If you remember what I mentioned in the article about the x86 assembly call stack, you'll know that a function's local variables live together on the stack, right next to system-critical things like the return address (the EIP).
Imagine C code as innocent (and as dangerous) as this little practical example:
#include <stdio.h>
#include <string.h>
void funcion_vulnerable(char *entrada) {
char buffer[64];
/* Danger! strcpy does not check the length of 'entrada' */
strcpy(buffer, entrada);
printf("Procesado correctamente: %s\n", buffer);
}
int main(int argc, char *argv[]) {
if (argc > 1) {
funcion_vulnerable(argv[1]);
}
return 0;
}
If we pass this program a string of 40 or 50 characters from the command line, the strcpy function won't complain. Everything will run fast and smoothly. It will start copying our string into buffer[64]. But when it hits the limit and we overrun it, it will blindly keep writing over whatever is behind it. And what's right behind it, in the stack frame, is the saved base pointer (EBP) and, immediately after, the sacred function return address.
Writing our homemade exploit
If we calculate the exact distance between the start of our buffer and the memory position of that return address, we can put a carefully chosen hexadecimal value there. What value? The memory address where we have injected our own code (our shellcode).
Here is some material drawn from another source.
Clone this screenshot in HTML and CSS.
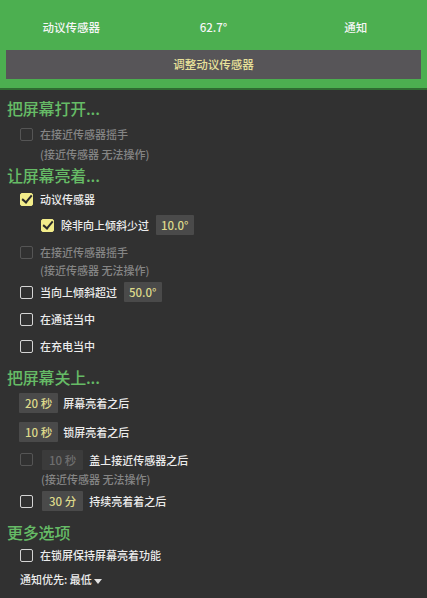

To see it in action with our old friend the gcc compiler (and assuming you don't have any esoteric memory protection mechanisms enabled, the kind some experimental kernel patches are starting to bring):
# We compile the vulnerable code
gcc vulnerable.c -o vulnerable
# If we pass it 64 characters, everything is fine
./vulnerable $(perl -e 'print "A"x64')
# If we cross the line and hit the return address...
./vulnerable $(perl -e 'print "A"x80')
Segmentation fault (core dumped)
At this exact point, if we hook the executable to a debugger, we will see that the EIP (Instruction Pointer) register has attempted to jump to the address 0x41414141 (which is the hexadecimal value for four 'A's). We have just hijacked the program's execution flow. The processor is under our command.
Changing those last 'A's to the memory address of our shellcode, wrapped in a nice bed of NOPs (instructions that do absolutely nothing, 0x90 opcode, to have a good margin of error when jumping), is the logical next step for any hacker. It's fascinating to see how a small human oversight in variable handling can lead to someone gaining a remote superuser shell on our machine.
Future perspective
At this point in 2006, programming in C for network services exposed to the internet is almost an extreme sport. We rely entirely on the iron discipline of the developer to use safer versions of functions, like strncpy or snprintf, and manually check bounds.
I honestly believe that the computing industry cannot continue to sustain this rate of critical vulnerabilities. Sooner or later, operating systems and compilers themselves will have to shoulder this technical burden. You already hear about some interesting protections that randomize memory space or mark the stack as non-executable at the hardware level, but there's still a long way to go before that becomes a real standard. Until that happens in commercial distros, or until we massively adopt other types of languages that handle memory natively for us, the buffer overflow will remain the undisputed king of exploits. In the end, understanding it deeply makes you a much more aware, rigorous, and memory-respectful programmer.